_Stated problem_. Without the pictures, write out all the lines below exactly as they appear.

— BEGIN Material provided —

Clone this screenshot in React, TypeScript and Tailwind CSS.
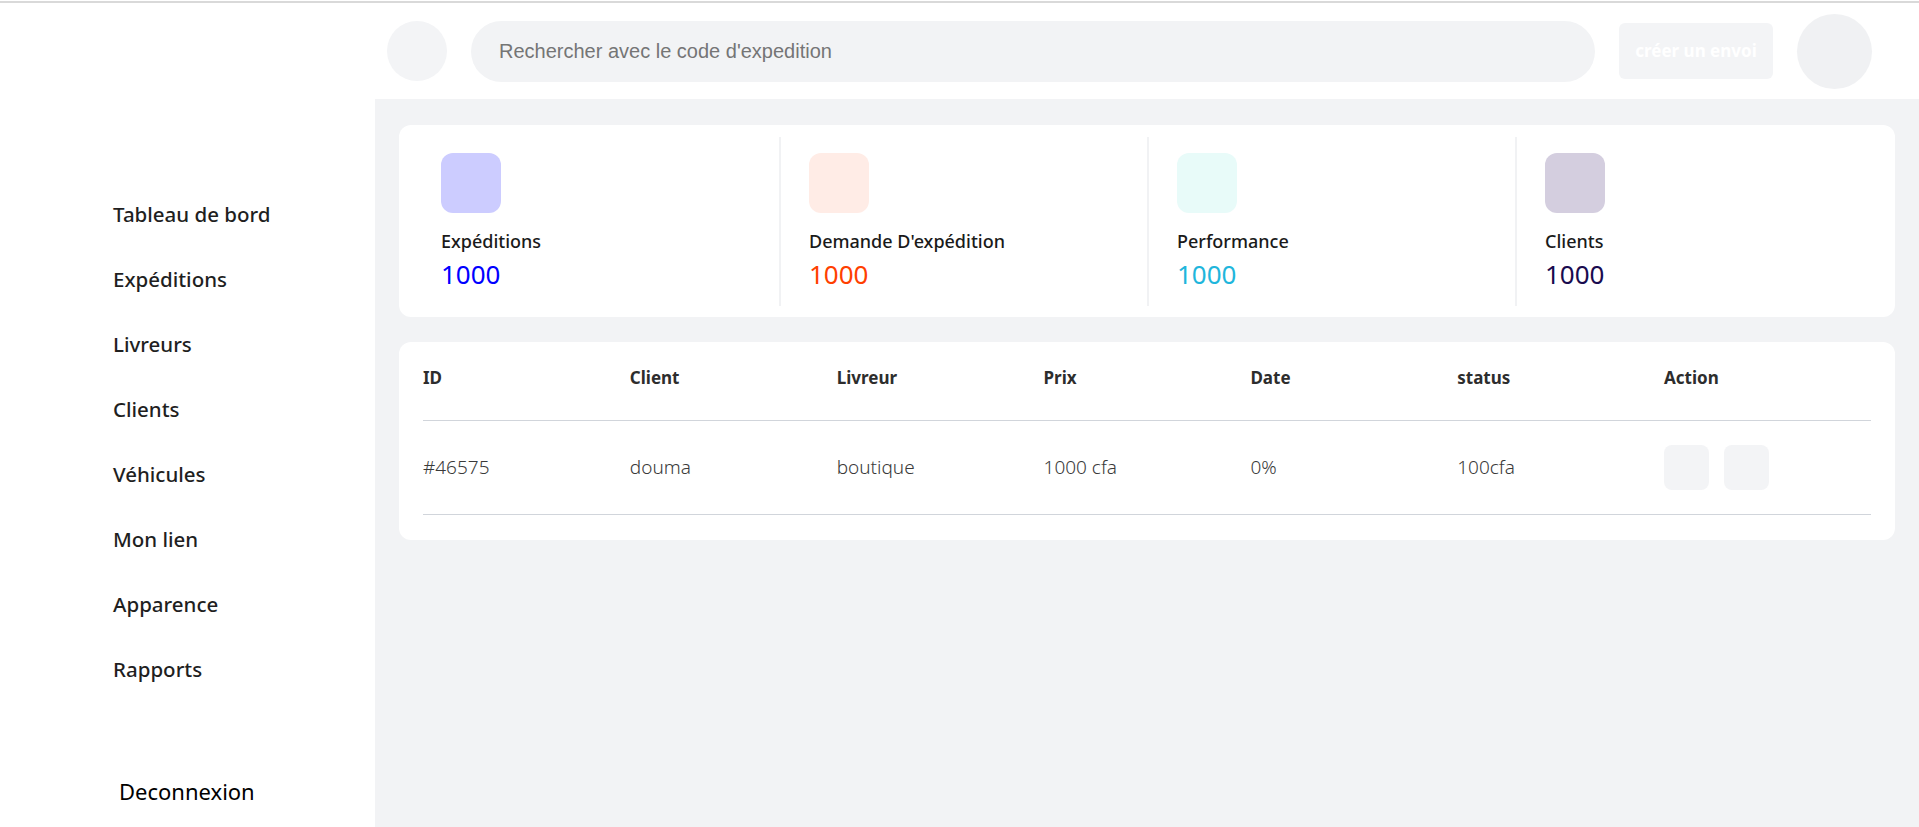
import React from "react";

const navItems = [
  "Tableau de bord",
  "Expéditions",
  "Livreurs",
  "Clients",
  "Véhicules",
  "Mon lien",
  "Apparence",
  "Rapports",
];

const stats = [
  { label: "Expéditions", value: "1000", box: "bg-[#ccccff]", text: "text-[#0000ff]" },
  { label: "Demande D'expédition", value: "1000", box: "bg-[#ffece6]", text: "text-[#ff4000]" },
  { label: "Performance", value: "1000", box: "bg-[#e8fbf9]", text: "text-[#1fb6dc]" },
  { label: "Clients", value: "1000", box: "bg-[#d4cedf]", text: "text-[#190b4f]" },
];

const columns = ["ID", "Client", "Livreur", "Prix", "Date", "status", "Action"];

export default function App() {
  return (
    <div className="h-[827px] flex flex-col bg-white overflow-hidden" style={{ fontFamily: "'Noto Sans', sans-serif" }}>
      <div className="h-[1px] bg-white" />
      <div className="h-[2px] bg-[#d9d9d9]" />
      <div className="flex flex-1">
        {/* sidebar */}
        <aside className="w-[375px] shrink-0 bg-white flex flex-col">
          <nav className="mt-[179px] flex flex-col">
            {navItems.map((item, index) => (
              <a key={index} className="h-[65px] flex items-center pl-[113px] text-[20.5px] font-medium text-[#1f1f1f] cursor-pointer">
                {item}
              </a>
            ))}
          </nav>
          <button className="mt-[57px] h-[65px] flex items-center pl-[119px] text-[22px] text-black">
            Deconnexion
          </button>
        </aside>

        <div className="flex-1 flex flex-col">
          {/* header */}
          <header className="h-[96px] bg-white flex items-center gap-6 pl-3 pr-[47px]">
            <div className="w-[60px] h-[60px] rounded-full bg-[#f3f4f6] shrink-0" />
            <input
              type="text"
              placeholder="Rechercher avec le code d'expedition"
              className="flex-1 h-[61px] rounded-full bg-[#f2f3f5] pl-7 text-[20px] outline-none placeholder:text-[#757575]"
              style={{ fontFamily: "'Liberation Sans', Arial, sans-serif" }}
            />
            <button className="w-[154px] h-[56px] rounded-md bg-[#f3f4f6] text-white font-bold text-[17px] shrink-0">
              créer un envoi
            </button>
            <div className="w-[75px] h-[75px] rounded-full bg-[#f0f1f3] shrink-0" />
          </header>

          {/* main */}
          <main className="flex-1 bg-[#f2f3f5] px-6 pt-[26px] flex flex-col gap-[25px]">
            <div className="bg-white rounded-xl px-3 pt-3 pb-[11px] flex">
              {stats.map((item, index) => (
                <div
                  key={index}
                  className={`flex-1 border-l-2 pl-7 pt-4 pb-[14px] ${index === 0 ? "border-transparent" : "border-[#f1f2f4]"}`}
                >
                  <div className={`w-[60px] h-[60px] rounded-xl ${item.box}`} />
                  <p className="mt-4 text-[18px] leading-6 font-medium text-[#1a1a1a]">{item.label}</p>
                  <p className={`mt-[3px] text-[26px] leading-9 ${item.text}`}>{item.value}</p>
                </div>
              ))}
            </div>

            <div className="bg-white rounded-xl px-6 pt-6 pb-[25px]">
              <table className="w-full table-fixed">
                <thead>
                  <tr className="border-b border-[#d1d5db]">
                    {columns.map((col) => (
                      <th key={col} className="text-left pb-[30px] text-[17px] leading-6 font-bold text-[#2d2d2d]">
                        {col}
                      </th>
                    ))}
                  </tr>
                </thead>
                <tbody>
                  <tr className="border-b border-[#d1d5db]">
                    <td className="py-6 text-[19px] font-light text-[#3a3a3a]">#46575</td>
                    <td className="py-6 text-[19px] font-light text-[#3a3a3a]">douma</td>
                    <td className="py-6 text-[19px] font-light text-[#3a3a3a]">boutique</td>
                    <td className="py-6 text-[19px] font-light text-[#3a3a3a]">1000 cfa</td>
                    <td className="py-6 text-[19px] font-light text-[#3a3a3a]">0%</td>
                    <td className="py-6 text-[19px] font-light text-[#3a3a3a]">100cfa</td>
                    <td className="py-6">
                      <div className="flex gap-[15px]">
                        <button className="w-[45px] h-[45px] rounded-lg bg-[#f3f4f6]" />
                        <button className="w-[45px] h-[45px] rounded-lg bg-[#f3f4f6]" />
                      </div>
                    </td>
                  </tr>
                </tbody>
              </table>
            </div>
          </main>
        </div>
      </div>
    </div>
  );
}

— END Material provided —

_Expected answer_.
Clone this screenshot in React, TypeScript and Tailwind CSS.
import React from "react";

const navItems = [
  "Tableau de bord",
  "Expéditions",
  "Livreurs",
  "Clients",
  "Véhicules",
  "Mon lien",
  "Apparence",
  "Rapports",
];

const stats = [
  { label: "Expéditions", value: "1000", box: "bg-[#ccccff]", text: "text-[#0000ff]" },
  { label: "Demande D'expédition", value: "1000", box: "bg-[#ffece6]", text: "text-[#ff4000]" },
  { label: "Performance", value: "1000", box: "bg-[#e8fbf9]", text: "text-[#1fb6dc]" },
  { label: "Clients", value: "1000", box: "bg-[#d4cedf]", text: "text-[#190b4f]" },
];

const columns = ["ID", "Client", "Livreur", "Prix", "Date", "status", "Action"];

export default function App() {
  return (
    <div className="h-[827px] flex flex-col bg-white overflow-hidden" style={{ fontFamily: "'Noto Sans', sans-serif" }}>
      <div className="h-[1px] bg-white" />
      <div className="h-[2px] bg-[#d9d9d9]" />
      <div className="flex flex-1">
        {/* sidebar */}
        <aside className="w-[375px] shrink-0 bg-white flex flex-col">
          <nav className="mt-[179px] flex flex-col">
            {navItems.map((item, index) => (
              <a key={index} className="h-[65px] flex items-center pl-[113px] text-[20.5px] font-medium text-[#1f1f1f] cursor-pointer">
                {item}
              </a>
            ))}
          </nav>
          <button className="mt-[57px] h-[65px] flex items-center pl-[119px] text-[22px] text-black">
            Deconnexion
          </button>
        </aside>

        <div className="flex-1 flex flex-col">
          {/* header */}
          <header className="h-[96px] bg-white flex items-center gap-6 pl-3 pr-[47px]">
            <div className="w-[60px] h-[60px] rounded-full bg-[#f3f4f6] shrink-0" />
            <input
              type="text"
              placeholder="Rechercher avec le code d'expedition"
              className="flex-1 h-[61px] rounded-full bg-[#f2f3f5] pl-7 text-[20px] outline-none placeholder:text-[#757575]"
              style={{ fontFamily: "'Liberation Sans', Arial, sans-serif" }}
            />
            <button className="w-[154px] h-[56px] rounded-md bg-[#f3f4f6] text-white font-bold text-[17px] shrink-0">
              créer un envoi
            </button>
            <div className="w-[75px] h-[75px] rounded-full bg-[#f0f1f3] shrink-0" />
          </header>

          {/* main */}
          <main className="flex-1 bg-[#f2f3f5] px-6 pt-[26px] flex flex-col gap-[25px]">
            <div className="bg-white rounded-xl px-3 pt-3 pb-[11px] flex">
              {stats.map((item, index) => (
                <div
                  key={index}
                  className={`flex-1 border-l-2 pl-7 pt-4 pb-[14px] ${index === 0 ? "border-transparent" : "border-[#f1f2f4]"}`}
                >
                  <div className={`w-[60px] h-[60px] rounded-xl ${item.box}`} />
                  <p className="mt-4 text-[18px] leading-6 font-medium text-[#1a1a1a]">{item.label}</p>
                  <p className={`mt-[3px] text-[26px] leading-9 ${item.text}`}>{item.value}</p>
                </div>
              ))}
            </div>

            <div className="bg-white rounded-xl px-6 pt-6 pb-[25px]">
              <table className="w-full table-fixed">
                <thead>
                  <tr className="border-b border-[#d1d5db]">
                    {columns.map((col) => (
                      <th key={col} className="text-left pb-[30px] text-[17px] leading-6 font-bold text-[#2d2d2d]">
                        {col}
                      </th>
                    ))}
                  </tr>
                </thead>
                <tbody>
                  <tr className="border-b border-[#d1d5db]">
                    <td className="py-6 text-[19px] font-light text-[#3a3a3a]">#46575</td>
                    <td className="py-6 text-[19px] font-light text-[#3a3a3a]">douma</td>
                    <td className="py-6 text-[19px] font-light text-[#3a3a3a]">boutique</td>
                    <td className="py-6 text-[19px] font-light text-[#3a3a3a]">1000 cfa</td>
                    <td className="py-6 text-[19px] font-light text-[#3a3a3a]">0%</td>
                    <td className="py-6 text-[19px] font-light text-[#3a3a3a]">100cfa</td>
                    <td className="py-6">
                      <div className="flex gap-[15px]">
                        <button className="w-[45px] h-[45px] rounded-lg bg-[#f3f4f6]" />
                        <button className="w-[45px] h-[45px] rounded-lg bg-[#f3f4f6]" />
                      </div>
                    </td>
                  </tr>
                </tbody>
              </table>
            </div>
          </main>
        </div>
      </div>
    </div>
  );
}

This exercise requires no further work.